Cagan lived in Palo Alto, California during his last years.

==Contributions to economic science==
Cagan's work focused on monetary policy and the control of inflation. He published over 100 books, journal articles, reviews, reports, and pamphlets on these and other topics in macroeconomics. He is perhaps best known for Determinants and Effects of Changes in the Stock of Money, 1875–1960, a work that sought to identify the "causal relationships between changes in money, prices and output." The book, part of the NBER series that contained Milton Friedman and Anna J. Schwartz's Monetary History of the United States, 1867–1960, was praised for its "careful empirical work" and called "the most complete study in the area."

Cagan's most important contribution to economics, however, is the article included in Milton Friedman's edited volume Studies in the Quantity Theory of Money (1956), entitled "The Monetary Dynamics of Hyperinflation," a work that became an "instant classic" in the field.

The article, which contained "extensive manipulation of differential equations and an ingenious use of exponentially weighted averages", analyzed seven hyperinflations and found that "the parameters of money demand functions estimated during hyperinflation generally satisfy the condition of dynamic stability that precludes the inflation from being self-generating, or displaying period-to-period oscillations."
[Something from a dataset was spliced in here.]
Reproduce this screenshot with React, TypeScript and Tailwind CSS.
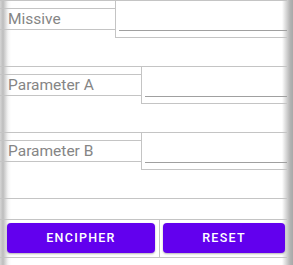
import React from 'react';

const Row: React.FC<{ label: string; labelWidth: string; className?: string }> = ({ label, labelWidth, className = '' }) => (
  <div className={`flex border-t border-[#c4c4c4] w-[287px] ${className}`}>
    <div className={`${labelWidth} shrink-0 pt-[7px]`}>
      <div className="h-[22px] border-y border-[#c4c4c4] pl-[8px] text-[15.5px] leading-[20px] text-[#858585]">
        {label}
      </div>
    </div>
    <div className="flex-1 h-[37px] border-l border-b border-[#c4c4c4] pt-[29px] pl-[3px]">
      <div className="h-px bg-[#a0a0a0]" />
    </div>
  </div>
);

export default function App() {
  return (
    <div
      className="w-[293px] h-[265px] overflow-hidden bg-[linear-gradient(to_right,#d6d6d6_0px,#bdbdbd_3px,#f4f4f4_8px,#ffffff_11px,#ffffff_282px,#e2e2e2_285px,#b4b4b4_290px,#a8a8a8_293px)]"
      style={{ fontFamily: 'Roboto, "Noto Sans", sans-serif' }}
    >
      <Row label="Missive" labelWidth="w-[115px]" />
      <Row label="Parameter A" labelWidth="w-[141px]" className="mt-[28px]" />
      <Row label="Parameter B" labelWidth="w-[141px]" className="mt-[28px]" />
      <div className="mt-[28px] w-[287px] h-[21px] border-t border-[#c4c4c4]" />
      <div className="flex w-[287px] h-[39px] border-y border-[#c4c4c4]">
        <div className="w-[160px] border-r border-[#c4c4c4] pl-[7px] pr-[4px] pt-[3px]">
          <button className="w-full h-[30px] rounded-[4px] bg-[#6200ee] text-white text-[12.5px] font-medium tracking-[0.1em] shadow-[0_1px_2px_rgba(0,0,0,0.3)]">
            ENCIPHER
          </button>
        </div>
        <div className="flex-1 pl-[3px] pt-[3px]">
          <button className="w-[122px] h-[30px] rounded-[4px] bg-[#6200ee] text-white text-[12.5px] font-medium tracking-[0.1em] shadow-[0_1px_2px_rgba(0,0,0,0.3)]">
            RESET
          </button>
        </div>
      </div>
    </div>
  );
}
Cagan's article generated a significant body of work, as a number of leading macroeconomists either reexamined or extended his model, most notably "Barro (1970), Sargent and Wallace (1973), Frenkel (1975, 1976a, 1976b, 1977, 1979), Sargent (1977), Abel et al. (1979), Salemi (1979), and Salemi and Sargent (1979)." Monetary economists often refer to a "Cagan demand function" when modeling the real value of money.

Because of the impact this groundbreaking work had on the economics profession, Cagan was elected Fellow of the Econometric Society (the most prestigious society in the field), and was mentioned as a possible candidate for the Nobel Prize in Economics. However, following his death in 2012, he is no longer eligible for a Nobel Prize.

==Selected bibliography==
- Cagan, Phillip (1956). "Studies in the Quantity Theory of Money".
- ______, "Why Do We Use Money in Open Market Operations?" The Journal of Political Economy, Vol. 66, No. 1 (Feb., 1958), pp. 34–46.
- ______, "The Demand for Currency Relative to the Total Money Supply," The Journal of Political Economy, Vol. 66, No. 4 (Aug., 1958), pp. 303–328,
- ______, Determinants and Effects of Changes in the Stock of Money, 1875–1960, New York: Columbia University Press (1965).
- ______, "The Non-Neutrality of Money In the Long Run: A Discussion of the Critical Assumptions and Some Evidence," Journal of Money, Credit and Banking, Vol. 1, No. 2, Conference on Money and Economic Growth (May, 1969), pp. 207–227.
- ______, Persistent Inflation: Historical and Policy Essays, New York: Columbia University Press (1979).
- ______, "Reflections on Rational Expectations," Journal of Money, Credit and Banking, Vol. 12, No. 4, Part 2: Rational Expectations (Nov., 1980), pp. 826–832.
- ______, "The Choice Among Monetary Aggregates as Targets and Guides for Monetary Policy," Journal of Money, Credit and Banking, Vol. 14, No. 4, Part 2: The Conduct of U.S. Monetary Policy (Nov., 1982), pp. 661–686.
- ______, "Does Endogeneity of the Money Supply Disprove Monetary Effects on Economic Activity?" Journal of Macroeconomics, Vol. 15, (Summer 1993).
- Phillip Cagan and William G. Dewald, "The Conduct of U.S. Monetary Policy: Introduction," Journal of Money, Credit and Banking, Vol. 14, No. 4, Part 2: The Conduct of U.S. Monetary Policy (Nov., 1982), pp. 565–574.
- Phillip Cagan and Arthur Gandolfi, "The Lag in Monetary Policy as Implied by the Time Pattern of Monetary Effects on Interest Rates," The American Economic Review, Vol. 59, No. 2, Papers and Proceedings of the Eighty-first Annual Meeting of the American Economic Association (May, 1969), pp. 277–284
- Phillip Cagan and Anna J. Schwartz, "Has the Growth of Money Substitutes Hindered Monetary Policy?" Journal of Money, Credit and Banking, Vol. 7, No. 2 (May, 1975), pp. 137–159.
- ______, "The National Bank Note Puzzle Reinterpreted," Journal of Money, Credit and Banking, Vol. 23, No. 3, Part 1 (Aug., 1991), pp. 293–307.